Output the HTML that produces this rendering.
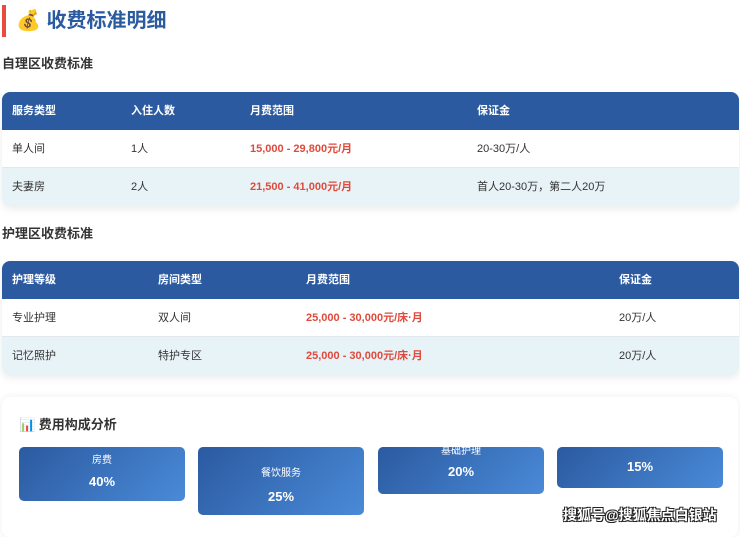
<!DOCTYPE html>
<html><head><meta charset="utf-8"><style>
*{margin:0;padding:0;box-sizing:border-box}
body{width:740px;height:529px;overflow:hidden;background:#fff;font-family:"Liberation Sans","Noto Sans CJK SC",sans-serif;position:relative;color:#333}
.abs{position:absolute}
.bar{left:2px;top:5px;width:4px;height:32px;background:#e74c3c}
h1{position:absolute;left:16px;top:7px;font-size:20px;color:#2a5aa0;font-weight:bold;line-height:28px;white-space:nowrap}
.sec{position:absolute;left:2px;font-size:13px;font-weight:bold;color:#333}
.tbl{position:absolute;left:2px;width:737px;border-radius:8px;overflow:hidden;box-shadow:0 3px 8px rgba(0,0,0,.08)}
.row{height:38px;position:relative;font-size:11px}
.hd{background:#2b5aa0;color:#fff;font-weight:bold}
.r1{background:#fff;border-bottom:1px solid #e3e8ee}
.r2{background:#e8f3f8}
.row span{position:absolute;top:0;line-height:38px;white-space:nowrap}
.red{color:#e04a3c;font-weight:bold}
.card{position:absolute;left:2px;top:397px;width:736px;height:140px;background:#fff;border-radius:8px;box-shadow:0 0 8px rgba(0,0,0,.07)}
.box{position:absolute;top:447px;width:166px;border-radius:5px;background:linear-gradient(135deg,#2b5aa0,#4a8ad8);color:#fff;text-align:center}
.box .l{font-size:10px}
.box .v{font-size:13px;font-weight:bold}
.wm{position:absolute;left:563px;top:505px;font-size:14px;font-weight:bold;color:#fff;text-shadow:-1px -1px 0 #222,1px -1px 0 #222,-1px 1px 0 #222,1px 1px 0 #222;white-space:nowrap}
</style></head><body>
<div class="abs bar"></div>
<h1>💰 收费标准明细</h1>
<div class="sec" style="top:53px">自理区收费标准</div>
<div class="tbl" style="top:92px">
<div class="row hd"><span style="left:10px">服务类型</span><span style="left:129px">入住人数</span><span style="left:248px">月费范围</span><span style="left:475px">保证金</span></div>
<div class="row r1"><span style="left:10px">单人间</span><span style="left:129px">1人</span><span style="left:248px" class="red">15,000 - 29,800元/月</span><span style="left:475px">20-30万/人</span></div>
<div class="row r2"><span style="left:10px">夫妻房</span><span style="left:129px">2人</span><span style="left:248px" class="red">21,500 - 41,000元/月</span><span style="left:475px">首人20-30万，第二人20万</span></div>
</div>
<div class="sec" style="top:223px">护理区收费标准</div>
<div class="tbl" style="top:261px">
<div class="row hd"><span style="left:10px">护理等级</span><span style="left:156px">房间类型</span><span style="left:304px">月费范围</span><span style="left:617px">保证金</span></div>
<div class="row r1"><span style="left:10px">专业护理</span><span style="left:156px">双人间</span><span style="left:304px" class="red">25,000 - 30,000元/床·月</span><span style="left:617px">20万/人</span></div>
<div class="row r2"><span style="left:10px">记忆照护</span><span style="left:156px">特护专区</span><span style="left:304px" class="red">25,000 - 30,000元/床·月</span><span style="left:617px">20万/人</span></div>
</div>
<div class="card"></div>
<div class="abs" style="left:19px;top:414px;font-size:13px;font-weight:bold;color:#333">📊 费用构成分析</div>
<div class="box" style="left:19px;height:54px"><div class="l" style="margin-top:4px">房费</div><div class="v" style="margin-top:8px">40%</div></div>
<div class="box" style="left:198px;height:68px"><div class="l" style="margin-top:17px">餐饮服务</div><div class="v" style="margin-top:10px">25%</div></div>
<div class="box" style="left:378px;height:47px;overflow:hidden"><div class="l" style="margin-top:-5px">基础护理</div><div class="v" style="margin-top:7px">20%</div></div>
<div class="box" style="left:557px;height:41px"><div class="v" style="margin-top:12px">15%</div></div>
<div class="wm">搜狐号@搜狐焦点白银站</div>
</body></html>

● ● ●

Task instructions:
Quote the data above in full, leaving out the pictures it holds.

The completed task:
Output the HTML that produces this rendering.
<!DOCTYPE html>
<html><head><meta charset="utf-8"><style>
*{margin:0;padding:0;box-sizing:border-box}
body{width:740px;height:529px;overflow:hidden;background:#fff;font-family:"Liberation Sans","Noto Sans CJK SC",sans-serif;position:relative;color:#333}
.abs{position:absolute}
.bar{left:2px;top:5px;width:4px;height:32px;background:#e74c3c}
h1{position:absolute;left:16px;top:7px;font-size:20px;color:#2a5aa0;font-weight:bold;line-height:28px;white-space:nowrap}
.sec{position:absolute;left:2px;font-size:13px;font-weight:bold;color:#333}
.tbl{position:absolute;left:2px;width:737px;border-radius:8px;overflow:hidden;box-shadow:0 3px 8px rgba(0,0,0,.08)}
.row{height:38px;position:relative;font-size:11px}
.hd{background:#2b5aa0;color:#fff;font-weight:bold}
.r1{background:#fff;border-bottom:1px solid #e3e8ee}
.r2{background:#e8f3f8}
.row span{position:absolute;top:0;line-height:38px;white-space:nowrap}
.red{color:#e04a3c;font-weight:bold}
.card{position:absolute;left:2px;top:397px;width:736px;height:140px;background:#fff;border-radius:8px;box-shadow:0 0 8px rgba(0,0,0,.07)}
.box{position:absolute;top:447px;width:166px;border-radius:5px;background:linear-gradient(135deg,#2b5aa0,#4a8ad8);color:#fff;text-align:center}
.box .l{font-size:10px}
.box .v{font-size:13px;font-weight:bold}
.wm{position:absolute;left:563px;top:505px;font-size:14px;font-weight:bold;color:#fff;text-shadow:-1px -1px 0 #222,1px -1px 0 #222,-1px 1px 0 #222,1px 1px 0 #222;white-space:nowrap}
</style></head><body>
<div class="abs bar"></div>
<h1>💰 收费标准明细</h1>
<div class="sec" style="top:53px">自理区收费标准</div>
<div class="tbl" style="top:92px">
<div class="row hd"><span style="left:10px">服务类型</span><span style="left:129px">入住人数</span><span style="left:248px">月费范围</span><span style="left:475px">保证金</span></div>
<div class="row r1"><span style="left:10px">单人间</span><span style="left:129px">1人</span><span style="left:248px" class="red">15,000 - 29,800元/月</span><span style="left:475px">20-30万/人</span></div>
<div class="row r2"><span style="left:10px">夫妻房</span><span style="left:129px">2人</span><span style="left:248px" class="red">21,500 - 41,000元/月</span><span style="left:475px">首人20-30万，第二人20万</span></div>
</div>
<div class="sec" style="top:223px">护理区收费标准</div>
<div class="tbl" style="top:261px">
<div class="row hd"><span style="left:10px">护理等级</span><span style="left:156px">房间类型</span><span style="left:304px">月费范围</span><span style="left:617px">保证金</span></div>
<div class="row r1"><span style="left:10px">专业护理</span><span style="left:156px">双人间</span><span style="left:304px" class="red">25,000 - 30,000元/床·月</span><span style="left:617px">20万/人</span></div>
<div class="row r2"><span style="left:10px">记忆照护</span><span style="left:156px">特护专区</span><span style="left:304px" class="red">25,000 - 30,000元/床·月</span><span style="left:617px">20万/人</span></div>
</div>
<div class="card"></div>
<div class="abs" style="left:19px;top:414px;font-size:13px;font-weight:bold;color:#333">📊 费用构成分析</div>
<div class="box" style="left:19px;height:54px"><div class="l" style="margin-top:4px">房费</div><div class="v" style="margin-top:8px">40%</div></div>
<div class="box" style="left:198px;height:68px"><div class="l" style="margin-top:17px">餐饮服务</div><div class="v" style="margin-top:10px">25%</div></div>
<div class="box" style="left:378px;height:47px;overflow:hidden"><div class="l" style="margin-top:-5px">基础护理</div><div class="v" style="margin-top:7px">20%</div></div>
<div class="box" style="left:557px;height:41px"><div class="v" style="margin-top:12px">15%</div></div>
<div class="wm">搜狐号@搜狐焦点白银站</div>
</body></html>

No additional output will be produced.